Yet another incident involving hazardous crude oil rail transport has occurred in the United States.

This week’s West Virginia train derailment involving a CSX train hauling a 109-car oil tanker train of crude oil from the Bakken North Dakota fields has significant repercussions.  News media and the CSX itself have confirmed that this train was hauling the newer CPC 1232 tank cars, those that have been billed as being far more explosion resistant and safe.

This CSX train was enroute to an oil depot facility located in Yorktown Virginia. As of this Supply Chain Matters commentary, reports indicate the fire is still burning, two days after the accident, inhibiting further recovery efforts.
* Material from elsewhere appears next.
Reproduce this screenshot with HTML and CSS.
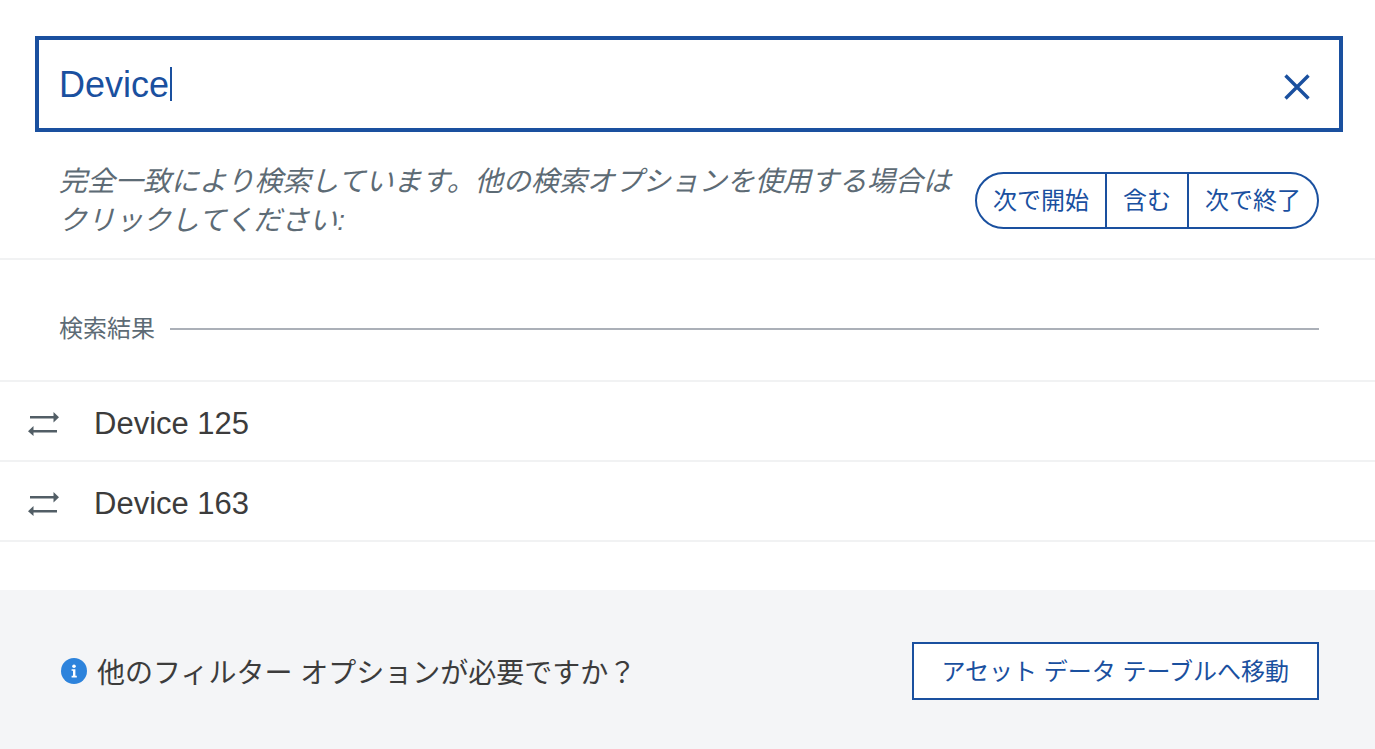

The train derailment that occurred near Mount Carbon West Virginia, a small town 33 miles southeast of that state’s capital of Charleston, caused fiery explosions that engulfed a reported 25 tank cars.  Initial reports immediately after the accident indicated far fewer tank cars aflame. The accident reportedly caused the destruction of one house and prompted the immediate evacuation of two nearby towns. Fortunately, no lives were lost and the real possibility for polluting the adjacent Kanawha River, a drinking water supply source seems to further been averted. According to a published Reuters report, this was the second derailment accident this year along this particular CSX rail routing. The other involved a crude by rail derailment near Lynchburg Virginia.  At the time of that accident, outgoing National Transportation Safety Board chairperson Deborah Herseman made her rounds of various U.S. media talk shows and news programs and communicated that other accidents will occur without stepped-up action. This latest accident will most likely turn federal regulator focus more toward rail line operating standards when crude oil transport is involved.

This accident will further place a new spotlight on the efficacy and overall safety standards of CPC 1232 category tank cars. The predominantly older DOT-111 tank cars have been targeted for replacement in favor of the upgraded CPC 1232 version.  However tank car lessors and oil industry interests have balked at the overall time scale for upgrading existing older specification tank cars. According to the Association of American Railroads (AAR), rail shipments of petroleum and petroleum products increased 12.7 percent during 2014. This is also a high margin business for rail operators. No doubt, various industry interests will be in active communications regarding the implications.

In a prior Supply Chain Matters commentary, we questioned whether the current plunging price levels for crude oil can potentially change the cost dynamics for “crude by rail” shipments as well as overall industry directives to upgrade crude carrying tank cars to new safety standards. This latest accident more than likely adds more concern for changing economics related to operating safety. New technology mandates outlined in the Rail Safety Improvement of 2008 further calls for the full implementation of Positive Train Control (PTC) by the end of this year, which the rail industry has been balking.

The picture seems very changed at this juncture.